# Problem
Give back a single number, the count of lines containing the word "html".

# Material
---+---
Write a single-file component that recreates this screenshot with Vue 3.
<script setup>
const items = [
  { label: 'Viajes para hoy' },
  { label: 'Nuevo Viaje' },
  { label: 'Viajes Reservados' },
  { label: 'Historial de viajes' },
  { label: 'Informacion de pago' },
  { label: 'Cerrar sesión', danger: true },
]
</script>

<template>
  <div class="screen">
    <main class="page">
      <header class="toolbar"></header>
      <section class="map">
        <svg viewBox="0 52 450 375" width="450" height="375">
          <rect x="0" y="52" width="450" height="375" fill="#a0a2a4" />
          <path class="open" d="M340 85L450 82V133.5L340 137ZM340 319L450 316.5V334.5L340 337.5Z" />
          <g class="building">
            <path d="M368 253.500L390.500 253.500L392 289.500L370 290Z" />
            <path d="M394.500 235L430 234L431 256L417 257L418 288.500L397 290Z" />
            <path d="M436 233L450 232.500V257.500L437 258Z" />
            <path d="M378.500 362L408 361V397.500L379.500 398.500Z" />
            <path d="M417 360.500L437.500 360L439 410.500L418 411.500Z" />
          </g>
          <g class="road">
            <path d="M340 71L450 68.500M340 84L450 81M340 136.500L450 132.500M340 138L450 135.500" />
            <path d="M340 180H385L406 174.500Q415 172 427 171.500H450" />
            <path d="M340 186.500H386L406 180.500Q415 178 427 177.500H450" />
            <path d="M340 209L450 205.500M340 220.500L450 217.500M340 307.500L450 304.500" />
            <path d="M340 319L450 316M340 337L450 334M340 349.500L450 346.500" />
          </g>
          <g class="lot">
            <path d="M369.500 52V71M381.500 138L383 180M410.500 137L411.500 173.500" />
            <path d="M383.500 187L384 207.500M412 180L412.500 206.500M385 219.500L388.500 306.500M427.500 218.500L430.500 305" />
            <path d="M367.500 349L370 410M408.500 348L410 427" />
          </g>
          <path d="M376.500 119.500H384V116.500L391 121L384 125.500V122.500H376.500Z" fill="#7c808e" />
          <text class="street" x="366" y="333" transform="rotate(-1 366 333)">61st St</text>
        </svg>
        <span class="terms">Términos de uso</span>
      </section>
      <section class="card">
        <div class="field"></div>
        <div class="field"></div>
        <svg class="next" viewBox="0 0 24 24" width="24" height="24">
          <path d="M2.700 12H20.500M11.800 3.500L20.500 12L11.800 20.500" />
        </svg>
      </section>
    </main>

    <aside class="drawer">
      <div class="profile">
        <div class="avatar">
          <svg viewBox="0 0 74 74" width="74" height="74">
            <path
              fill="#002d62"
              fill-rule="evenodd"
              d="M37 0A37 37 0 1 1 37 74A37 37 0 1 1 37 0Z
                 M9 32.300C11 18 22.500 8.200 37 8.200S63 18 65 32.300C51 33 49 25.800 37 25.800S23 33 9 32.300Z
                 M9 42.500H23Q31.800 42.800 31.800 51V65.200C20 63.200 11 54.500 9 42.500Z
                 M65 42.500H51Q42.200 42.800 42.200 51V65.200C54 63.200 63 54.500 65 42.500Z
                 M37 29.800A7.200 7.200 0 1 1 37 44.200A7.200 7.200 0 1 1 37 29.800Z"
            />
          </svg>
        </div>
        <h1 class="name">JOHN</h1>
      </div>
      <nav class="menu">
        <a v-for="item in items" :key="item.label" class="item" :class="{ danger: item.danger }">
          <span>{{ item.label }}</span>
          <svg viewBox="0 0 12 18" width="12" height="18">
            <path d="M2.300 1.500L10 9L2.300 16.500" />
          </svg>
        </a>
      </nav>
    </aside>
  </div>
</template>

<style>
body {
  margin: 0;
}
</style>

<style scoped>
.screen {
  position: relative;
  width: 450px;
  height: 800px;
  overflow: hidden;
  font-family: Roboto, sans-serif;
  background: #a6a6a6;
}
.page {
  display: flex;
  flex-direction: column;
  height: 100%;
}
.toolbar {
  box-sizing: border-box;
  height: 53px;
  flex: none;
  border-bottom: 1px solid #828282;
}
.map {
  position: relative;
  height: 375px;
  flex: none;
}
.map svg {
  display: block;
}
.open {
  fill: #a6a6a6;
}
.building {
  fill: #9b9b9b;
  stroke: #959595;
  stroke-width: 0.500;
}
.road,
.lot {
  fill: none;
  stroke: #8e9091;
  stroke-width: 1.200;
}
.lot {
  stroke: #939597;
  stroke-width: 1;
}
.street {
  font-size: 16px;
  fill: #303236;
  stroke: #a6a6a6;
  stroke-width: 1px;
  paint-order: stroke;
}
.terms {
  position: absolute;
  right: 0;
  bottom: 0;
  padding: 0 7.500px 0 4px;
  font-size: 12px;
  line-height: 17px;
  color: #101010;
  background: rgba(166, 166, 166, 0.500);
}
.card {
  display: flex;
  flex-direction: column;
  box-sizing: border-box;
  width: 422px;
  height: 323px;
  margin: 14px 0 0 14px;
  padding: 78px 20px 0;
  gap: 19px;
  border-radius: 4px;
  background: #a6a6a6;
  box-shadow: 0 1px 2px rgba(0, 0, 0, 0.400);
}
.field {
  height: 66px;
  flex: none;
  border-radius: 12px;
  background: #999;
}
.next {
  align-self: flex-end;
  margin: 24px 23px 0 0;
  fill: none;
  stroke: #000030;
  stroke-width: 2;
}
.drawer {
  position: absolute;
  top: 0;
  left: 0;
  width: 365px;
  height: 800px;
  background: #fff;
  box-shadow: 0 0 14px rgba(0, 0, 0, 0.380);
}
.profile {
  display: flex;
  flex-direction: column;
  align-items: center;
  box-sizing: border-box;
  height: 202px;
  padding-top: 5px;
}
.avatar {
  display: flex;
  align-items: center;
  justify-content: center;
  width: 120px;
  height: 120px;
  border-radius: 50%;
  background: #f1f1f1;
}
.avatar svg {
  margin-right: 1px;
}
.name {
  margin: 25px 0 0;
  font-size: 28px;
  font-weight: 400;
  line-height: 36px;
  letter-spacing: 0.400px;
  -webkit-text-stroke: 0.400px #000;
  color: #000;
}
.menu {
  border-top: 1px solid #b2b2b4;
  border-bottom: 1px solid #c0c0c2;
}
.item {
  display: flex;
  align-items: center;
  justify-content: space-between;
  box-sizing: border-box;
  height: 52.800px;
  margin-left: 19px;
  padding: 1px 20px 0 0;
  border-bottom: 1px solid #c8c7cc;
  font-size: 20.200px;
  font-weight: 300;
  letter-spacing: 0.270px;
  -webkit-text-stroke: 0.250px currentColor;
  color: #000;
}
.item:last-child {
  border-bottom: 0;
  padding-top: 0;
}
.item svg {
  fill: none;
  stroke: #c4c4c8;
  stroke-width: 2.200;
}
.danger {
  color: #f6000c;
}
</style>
---+---
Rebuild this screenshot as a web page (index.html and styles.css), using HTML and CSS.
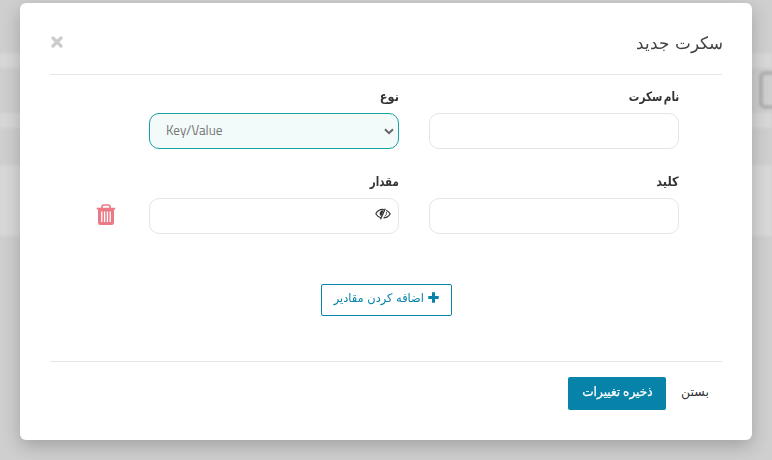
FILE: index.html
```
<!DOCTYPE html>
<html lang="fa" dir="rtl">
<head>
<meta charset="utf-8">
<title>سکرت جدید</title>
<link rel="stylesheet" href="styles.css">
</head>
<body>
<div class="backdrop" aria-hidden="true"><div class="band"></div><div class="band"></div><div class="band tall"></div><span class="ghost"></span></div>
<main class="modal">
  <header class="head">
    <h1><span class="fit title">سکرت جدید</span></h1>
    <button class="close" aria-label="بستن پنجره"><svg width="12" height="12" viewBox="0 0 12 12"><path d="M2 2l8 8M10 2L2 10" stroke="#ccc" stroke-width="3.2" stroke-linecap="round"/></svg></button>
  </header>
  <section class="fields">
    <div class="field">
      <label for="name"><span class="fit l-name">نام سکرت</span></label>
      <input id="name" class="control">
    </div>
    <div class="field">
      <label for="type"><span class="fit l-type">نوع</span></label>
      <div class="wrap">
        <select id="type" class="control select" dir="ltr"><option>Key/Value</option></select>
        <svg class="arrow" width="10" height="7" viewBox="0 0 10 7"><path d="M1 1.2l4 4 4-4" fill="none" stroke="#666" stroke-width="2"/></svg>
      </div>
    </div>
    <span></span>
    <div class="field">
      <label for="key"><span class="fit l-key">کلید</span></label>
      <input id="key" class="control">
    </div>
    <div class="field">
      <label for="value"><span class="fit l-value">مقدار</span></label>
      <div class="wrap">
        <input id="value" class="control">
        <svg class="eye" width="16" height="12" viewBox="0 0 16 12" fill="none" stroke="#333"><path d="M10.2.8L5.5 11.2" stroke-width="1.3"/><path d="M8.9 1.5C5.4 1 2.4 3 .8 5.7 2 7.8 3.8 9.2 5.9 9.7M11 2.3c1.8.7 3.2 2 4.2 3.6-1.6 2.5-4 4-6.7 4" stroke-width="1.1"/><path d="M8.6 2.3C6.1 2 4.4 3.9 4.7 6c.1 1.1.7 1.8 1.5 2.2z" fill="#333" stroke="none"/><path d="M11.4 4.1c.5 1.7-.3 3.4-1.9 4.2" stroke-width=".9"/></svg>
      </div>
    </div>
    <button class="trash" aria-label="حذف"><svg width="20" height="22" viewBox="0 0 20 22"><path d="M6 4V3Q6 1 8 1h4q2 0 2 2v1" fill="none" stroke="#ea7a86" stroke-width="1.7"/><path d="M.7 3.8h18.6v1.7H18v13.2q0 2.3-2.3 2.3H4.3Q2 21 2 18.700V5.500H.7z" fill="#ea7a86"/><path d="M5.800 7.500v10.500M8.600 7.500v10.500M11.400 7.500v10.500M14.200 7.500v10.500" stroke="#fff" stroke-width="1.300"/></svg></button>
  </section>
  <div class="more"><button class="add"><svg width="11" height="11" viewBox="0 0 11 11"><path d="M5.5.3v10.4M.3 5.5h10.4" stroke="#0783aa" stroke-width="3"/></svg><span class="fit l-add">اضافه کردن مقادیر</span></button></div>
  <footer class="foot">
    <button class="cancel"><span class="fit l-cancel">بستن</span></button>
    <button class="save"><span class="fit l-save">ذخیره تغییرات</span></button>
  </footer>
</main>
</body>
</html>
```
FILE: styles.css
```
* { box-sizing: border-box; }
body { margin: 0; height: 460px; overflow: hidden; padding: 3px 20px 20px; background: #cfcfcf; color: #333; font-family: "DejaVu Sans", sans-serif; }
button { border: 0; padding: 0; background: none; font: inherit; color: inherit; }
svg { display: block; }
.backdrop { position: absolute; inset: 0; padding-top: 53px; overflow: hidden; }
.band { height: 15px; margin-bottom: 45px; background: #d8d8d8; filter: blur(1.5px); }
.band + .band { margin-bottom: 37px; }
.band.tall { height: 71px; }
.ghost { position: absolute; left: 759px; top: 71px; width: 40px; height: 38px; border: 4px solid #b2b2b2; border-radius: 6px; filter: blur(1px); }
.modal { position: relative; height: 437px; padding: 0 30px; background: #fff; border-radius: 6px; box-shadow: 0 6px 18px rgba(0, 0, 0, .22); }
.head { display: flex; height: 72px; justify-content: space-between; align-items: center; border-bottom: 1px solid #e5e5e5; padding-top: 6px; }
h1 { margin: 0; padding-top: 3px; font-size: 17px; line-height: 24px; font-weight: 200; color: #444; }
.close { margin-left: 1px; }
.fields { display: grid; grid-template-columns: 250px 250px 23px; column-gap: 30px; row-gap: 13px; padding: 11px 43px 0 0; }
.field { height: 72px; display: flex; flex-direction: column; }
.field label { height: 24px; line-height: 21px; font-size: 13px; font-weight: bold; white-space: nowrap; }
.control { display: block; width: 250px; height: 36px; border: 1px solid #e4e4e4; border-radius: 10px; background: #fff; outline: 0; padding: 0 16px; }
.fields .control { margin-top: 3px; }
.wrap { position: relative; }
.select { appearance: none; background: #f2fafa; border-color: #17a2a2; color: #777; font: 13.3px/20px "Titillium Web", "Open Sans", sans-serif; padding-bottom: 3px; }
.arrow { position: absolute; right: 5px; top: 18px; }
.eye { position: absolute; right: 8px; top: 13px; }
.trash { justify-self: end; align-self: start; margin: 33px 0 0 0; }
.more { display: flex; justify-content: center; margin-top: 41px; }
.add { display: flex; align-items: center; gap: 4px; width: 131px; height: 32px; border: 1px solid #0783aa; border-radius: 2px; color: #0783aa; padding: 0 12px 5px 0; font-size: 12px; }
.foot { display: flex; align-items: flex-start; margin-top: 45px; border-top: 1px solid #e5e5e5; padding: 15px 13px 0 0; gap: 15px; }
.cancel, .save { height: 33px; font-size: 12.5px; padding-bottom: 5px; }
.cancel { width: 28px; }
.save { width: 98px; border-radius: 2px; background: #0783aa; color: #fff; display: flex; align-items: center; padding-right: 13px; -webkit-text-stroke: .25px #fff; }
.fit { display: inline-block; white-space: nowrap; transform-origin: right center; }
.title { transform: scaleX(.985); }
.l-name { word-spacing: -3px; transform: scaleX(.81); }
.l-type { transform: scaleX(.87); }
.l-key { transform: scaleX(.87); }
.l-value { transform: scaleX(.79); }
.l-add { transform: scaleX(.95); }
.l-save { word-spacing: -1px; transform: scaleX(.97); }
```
---+---
# Written answer
5